━━━ Given material ━━━

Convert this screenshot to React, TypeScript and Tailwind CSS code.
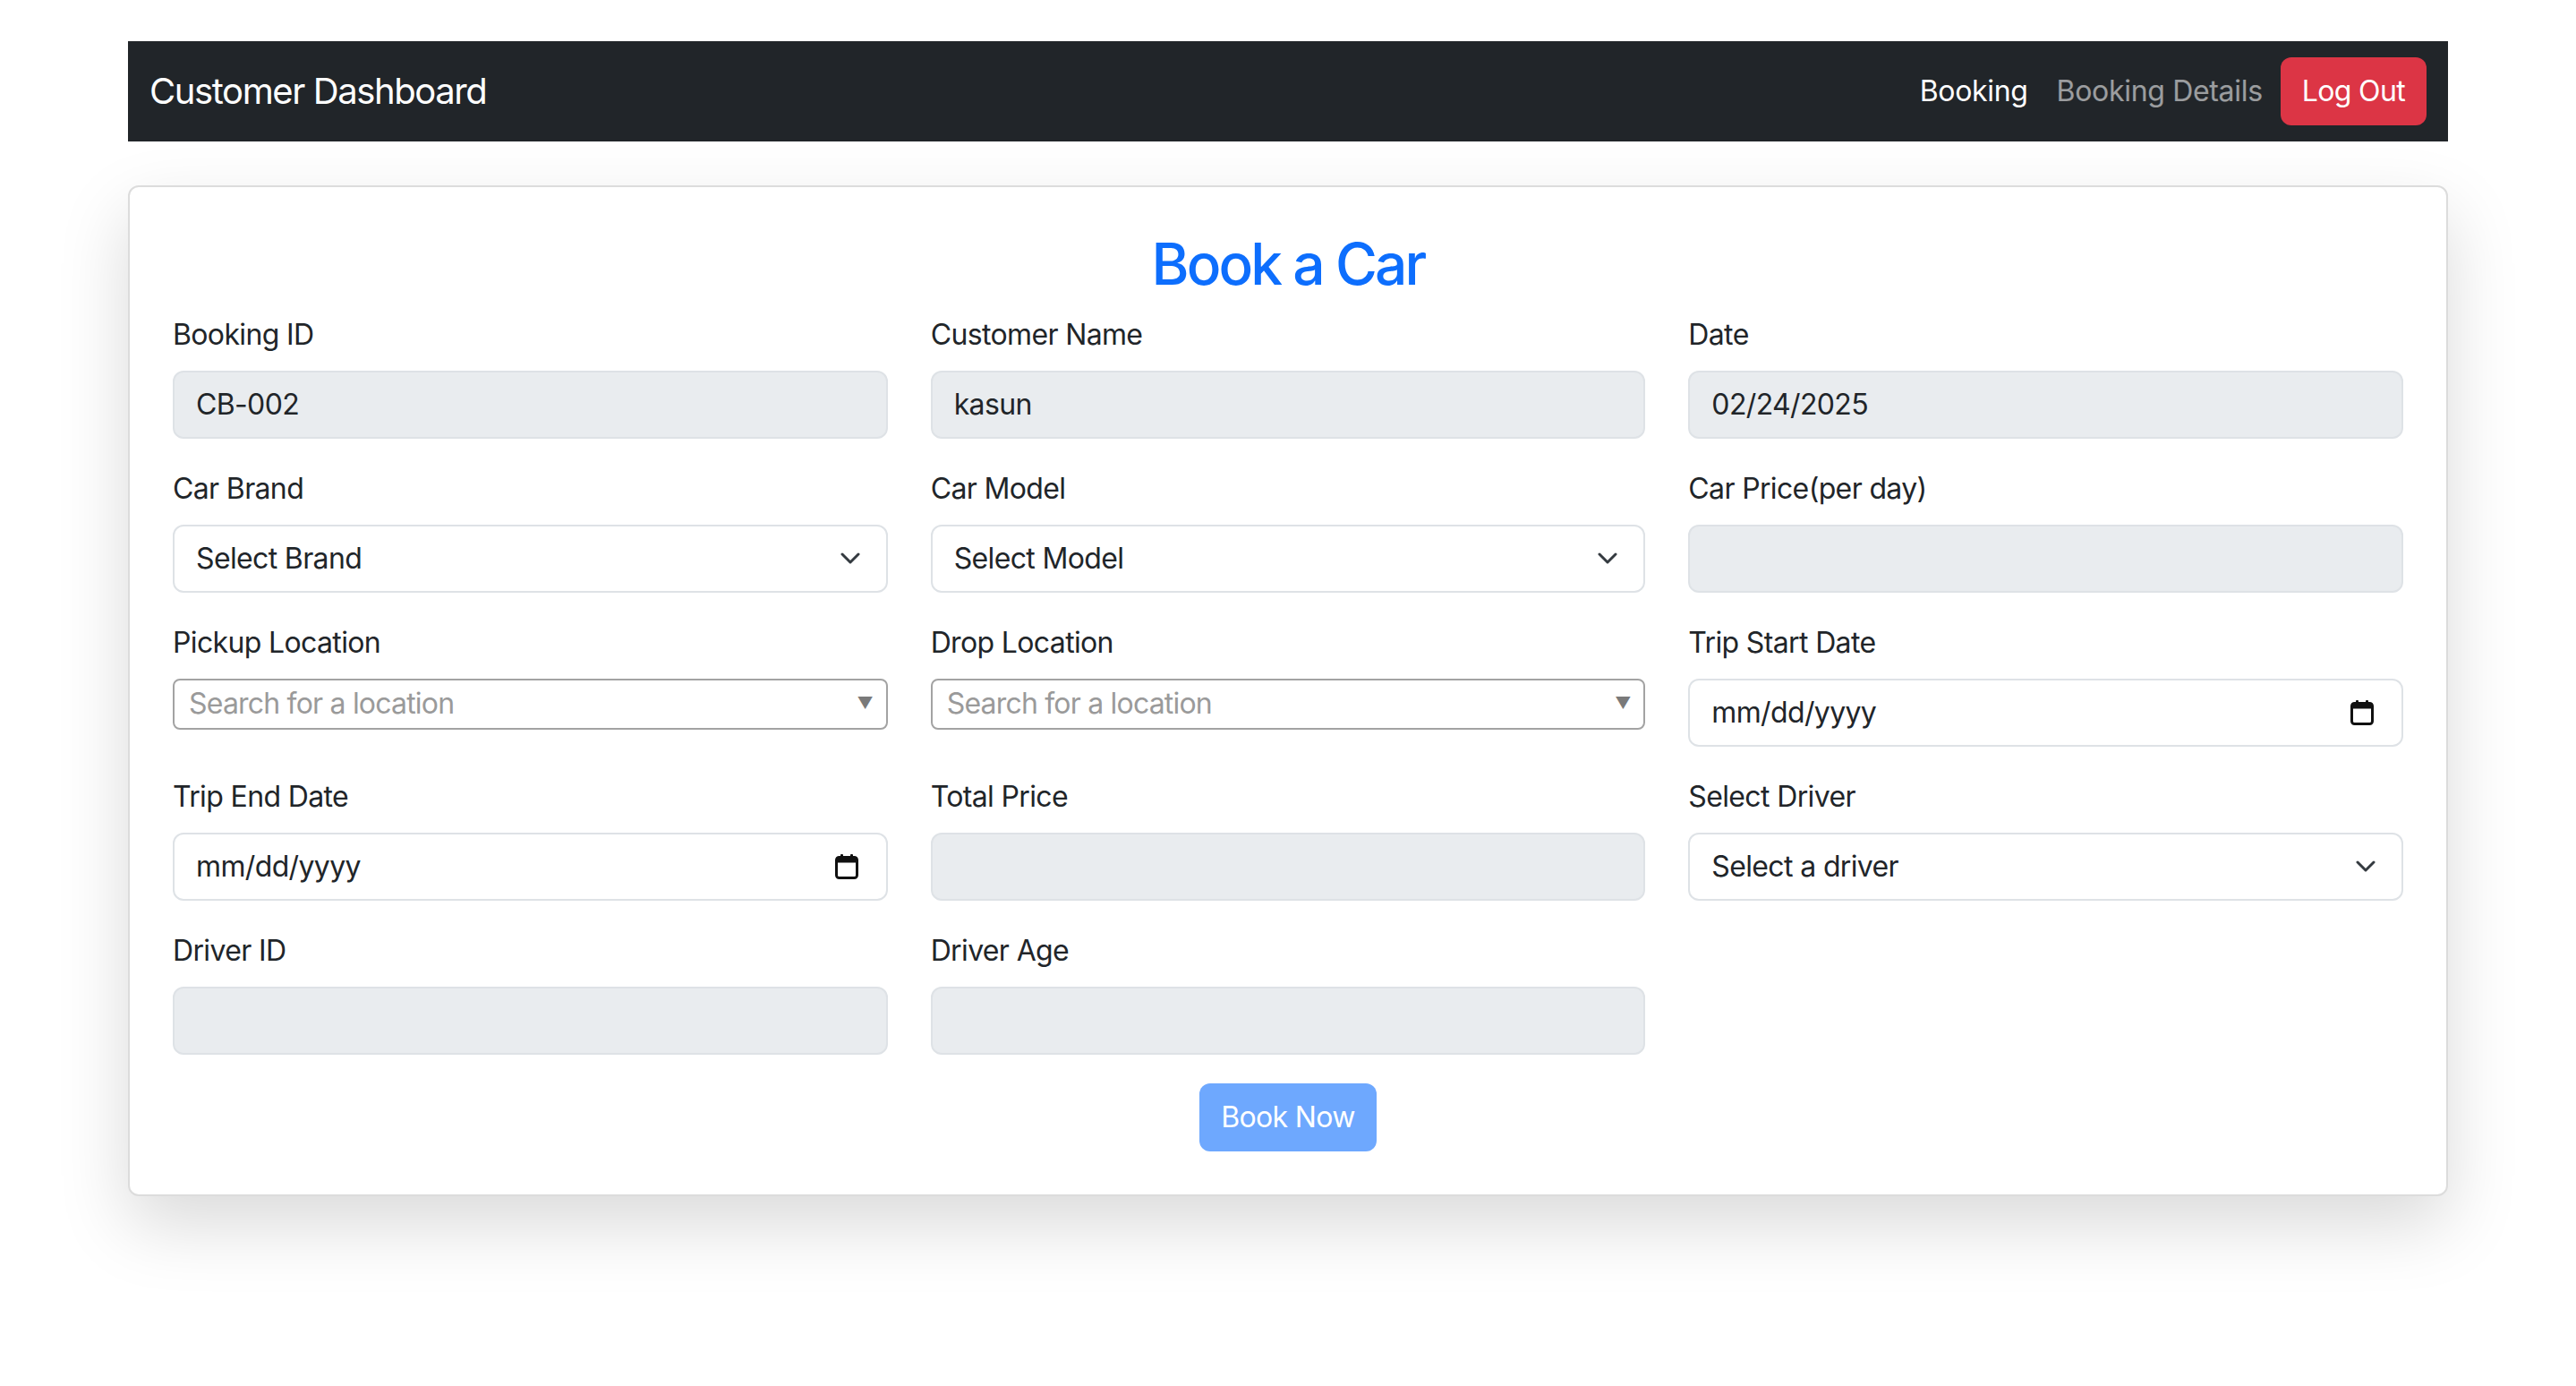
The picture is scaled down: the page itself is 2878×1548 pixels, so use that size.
import React from 'react';

const font = { fontFamily: 'Inter, "Noto Sans", sans-serif' };

const Chevron = () => (
  <svg width="22" height="13" viewBox="0 0 22 13" className="shrink-0">
    <path d="M2 2l9 9 9-9" fill="none" stroke="#343a40" strokeWidth="3" strokeLinecap="round" strokeLinejoin="round" />
  </svg>
);

const CalendarIcon = () => (
  <svg width="26" height="28" viewBox="0 0 26 28" className="shrink-0">
    <rect x="6" y="0" width="3" height="5" rx="1" fill="#111" />
    <rect x="17" y="0" width="3" height="5" rx="1" fill="#111" />
    <rect x="1.5" y="3.5" width="23" height="23" rx="3" fill="none" stroke="#111" strokeWidth="3" />
    <rect x="1.5" y="3.5" width="23" height="6" fill="#111" />
  </svg>
);

const Label: React.FC<{ children: React.ReactNode }> = ({ children }) => (
  <label className="block text-[32px] leading-[48px] tracking-[-0.02em] text-[#212529] mb-[16px]">{children}</label>
);

const baseBox = 'h-[76px] w-full rounded-[12px] border-2 border-[#dee2e6] pl-[24px] text-[32px] tracking-[-0.02em] text-[#212529] flex items-center';

const Field: React.FC<{ label: string; children: React.ReactNode }> = ({ label, children }) => (
  <div className="mb-[32px]">
    <Label>{label}</Label>
    {children}
  </div>
);

const Disabled = ({ value = '' }: { value?: string }) => (
  <div className={`${baseBox} bg-[#e9ecef] pr-[24px]`}>{value}</div>
);

const Select = ({ value }: { value: string }) => (
  <div className={`${baseBox} bg-white justify-between pr-[29px]`}>
    <span>{value}</span>
    <Chevron />
  </div>
);

const DateBox = () => (
  <div className={`${baseBox} bg-white justify-between pr-[31px]`}>
    <span>mm/dd/yyyy</span>
    <CalendarIcon />
  </div>
);

const LocationSearch = () => (
  <div className="h-[57px] w-full rounded-[8px] border-2 border-[#a3a3a3] bg-white pl-[16px] pr-[14px] flex items-center justify-between">
    <span className="text-[32px] tracking-[-0.025em] text-[#9a9a9a] leading-none">Search for a location</span>
    <span className="text-[18px] text-[#7a7a7a] leading-none">▼</span>
  </div>
);

export default function App() {
  return (
    <div className="min-h-screen bg-white" style={font}>
      <div className="ml-[143px] w-[2592px] pt-[46px]">
        <nav className="h-[112px] bg-[#212529] flex items-center justify-between px-[24px]">
          <span className="text-[40px] tracking-[-0.035em] text-white">Customer Dashboard</span>
          <div className="flex items-center tracking-[-0.02em]">
            <a className="px-[16px] text-[32px] text-white">Booking</a>
            <a className="px-[16px] text-[32px] text-white/55">Booking Details</a>
            <button className="ml-[4px] h-[76px] px-[24px] rounded-[12px] bg-[#dc3545] text-white text-[32px] tracking-[-0.02em]">Log Out</button>
          </div>
        </nav>

        <div className="mt-[49px] bg-white border-2 border-[#dcdcdc] rounded-[12px] shadow-[0_32px_80px_rgba(0,0,0,0.15)] p-[48px]">
          <h2 className="text-center text-[64px] leading-[1.2] font-medium tracking-[-0.045em] text-[#0d6efd] mb-[16px]">Book a Car</h2>
          <div className="grid grid-cols-3 gap-x-[48px]">
            <Field label="Booking ID"><Disabled value="CB-002" /></Field>
            <Field label="Customer Name"><Disabled value="kasun" /></Field>
            <Field label="Date"><Disabled value="02/24/2025" /></Field>

            <Field label="Car Brand"><Select value="Select Brand" /></Field>
            <Field label="Car Model"><Select value="Select Model" /></Field>
            <Field label="Car Price(per day)"><Disabled /></Field>

            <Field label="Pickup Location"><LocationSearch /></Field>
            <Field label="Drop Location"><LocationSearch /></Field>
            <Field label="Trip Start Date"><DateBox /></Field>

            <Field label="Trip End Date"><DateBox /></Field>
            <Field label="Total Price"><Disabled /></Field>
            <Field label="Select Driver"><Select value="Select a driver" /></Field>

            <Field label="Driver ID"><Disabled /></Field>
            <Field label="Driver Age"><Disabled /></Field>
          </div>
          <div className="flex justify-center">
            <button className="h-[76px] px-[24px] rounded-[12px] bg-[#6ea8fe] text-white text-[32px] tracking-[-0.02em]">Book Now</button>
          </div>
        </div>
      </div>
    </div>
  );
}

━━━

= What the exercise asks =
Transcribe all of the material exactly, leaving out whatever pictures it contains.

= Response =
Convert this screenshot to React, TypeScript and Tailwind CSS code.
The picture is scaled down: the page itself is 2878×1548 pixels, so use that size.
import React from 'react';

const font = { fontFamily: 'Inter, "Noto Sans", sans-serif' };

const Chevron = () => (
  <svg width="22" height="13" viewBox="0 0 22 13" className="shrink-0">
    <path d="M2 2l9 9 9-9" fill="none" stroke="#343a40" strokeWidth="3" strokeLinecap="round" strokeLinejoin="round" />
  </svg>
);

const CalendarIcon = () => (
  <svg width="26" height="28" viewBox="0 0 26 28" className="shrink-0">
    <rect x="6" y="0" width="3" height="5" rx="1" fill="#111" />
    <rect x="17" y="0" width="3" height="5" rx="1" fill="#111" />
    <rect x="1.5" y="3.5" width="23" height="23" rx="3" fill="none" stroke="#111" strokeWidth="3" />
    <rect x="1.5" y="3.5" width="23" height="6" fill="#111" />
  </svg>
);

const Label: React.FC<{ children: React.ReactNode }> = ({ children }) => (
  <label className="block text-[32px] leading-[48px] tracking-[-0.02em] text-[#212529] mb-[16px]">{children}</label>
);

const baseBox = 'h-[76px] w-full rounded-[12px] border-2 border-[#dee2e6] pl-[24px] text-[32px] tracking-[-0.02em] text-[#212529] flex items-center';

const Field: React.FC<{ label: string; children: React.ReactNode }> = ({ label, children }) => (
  <div className="mb-[32px]">
    <Label>{label}</Label>
    {children}
  </div>
);

const Disabled = ({ value = '' }: { value?: string }) => (
  <div className={`${baseBox} bg-[#e9ecef] pr-[24px]`}>{value}</div>
);

const Select = ({ value }: { value: string }) => (
  <div className={`${baseBox} bg-white justify-between pr-[29px]`}>
    <span>{value}</span>
    <Chevron />
  </div>
);

const DateBox = () => (
  <div className={`${baseBox} bg-white justify-between pr-[31px]`}>
    <span>mm/dd/yyyy</span>
    <CalendarIcon />
  </div>
);

const LocationSearch = () => (
  <div className="h-[57px] w-full rounded-[8px] border-2 border-[#a3a3a3] bg-white pl-[16px] pr-[14px] flex items-center justify-between">
    <span className="text-[32px] tracking-[-0.025em] text-[#9a9a9a] leading-none">Search for a location</span>
    <span className="text-[18px] text-[#7a7a7a] leading-none">▼</span>
  </div>
);

export default function App() {
  return (
    <div className="min-h-screen bg-white" style={font}>
      <div className="ml-[143px] w-[2592px] pt-[46px]">
        <nav className="h-[112px] bg-[#212529] flex items-center justify-between px-[24px]">
          <span className="text-[40px] tracking-[-0.035em] text-white">Customer Dashboard</span>
          <div className="flex items-center tracking-[-0.02em]">
            <a className="px-[16px] text-[32px] text-white">Booking</a>
            <a className="px-[16px] text-[32px] text-white/55">Booking Details</a>
            <button className="ml-[4px] h-[76px] px-[24px] rounded-[12px] bg-[#dc3545] text-white text-[32px] tracking-[-0.02em]">Log Out</button>
          </div>
        </nav>

        <div className="mt-[49px] bg-white border-2 border-[#dcdcdc] rounded-[12px] shadow-[0_32px_80px_rgba(0,0,0,0.15)] p-[48px]">
          <h2 className="text-center text-[64px] leading-[1.2] font-medium tracking-[-0.045em] text-[#0d6efd] mb-[16px]">Book a Car</h2>
          <div className="grid grid-cols-3 gap-x-[48px]">
            <Field label="Booking ID"><Disabled value="CB-002" /></Field>
            <Field label="Customer Name"><Disabled value="kasun" /></Field>
            <Field label="Date"><Disabled value="02/24/2025" /></Field>

            <Field label="Car Brand"><Select value="Select Brand" /></Field>
            <Field label="Car Model"><Select value="Select Model" /></Field>
            <Field label="Car Price(per day)"><Disabled /></Field>

            <Field label="Pickup Location"><LocationSearch /></Field>
            <Field label="Drop Location"><LocationSearch /></Field>
            <Field label="Trip Start Date"><DateBox /></Field>

            <Field label="Trip End Date"><DateBox /></Field>
            <Field label="Total Price"><Disabled /></Field>
            <Field label="Select Driver"><Select value="Select a driver" /></Field>

            <Field label="Driver ID"><Disabled /></Field>
            <Field label="Driver Age"><Disabled /></Field>
          </div>
          <div className="flex justify-center">
            <button className="h-[76px] px-[24px] rounded-[12px] bg-[#6ea8fe] text-white text-[32px] tracking-[-0.02em]">Book Now</button>
          </div>
        </div>
      </div>
    </div>
  );
}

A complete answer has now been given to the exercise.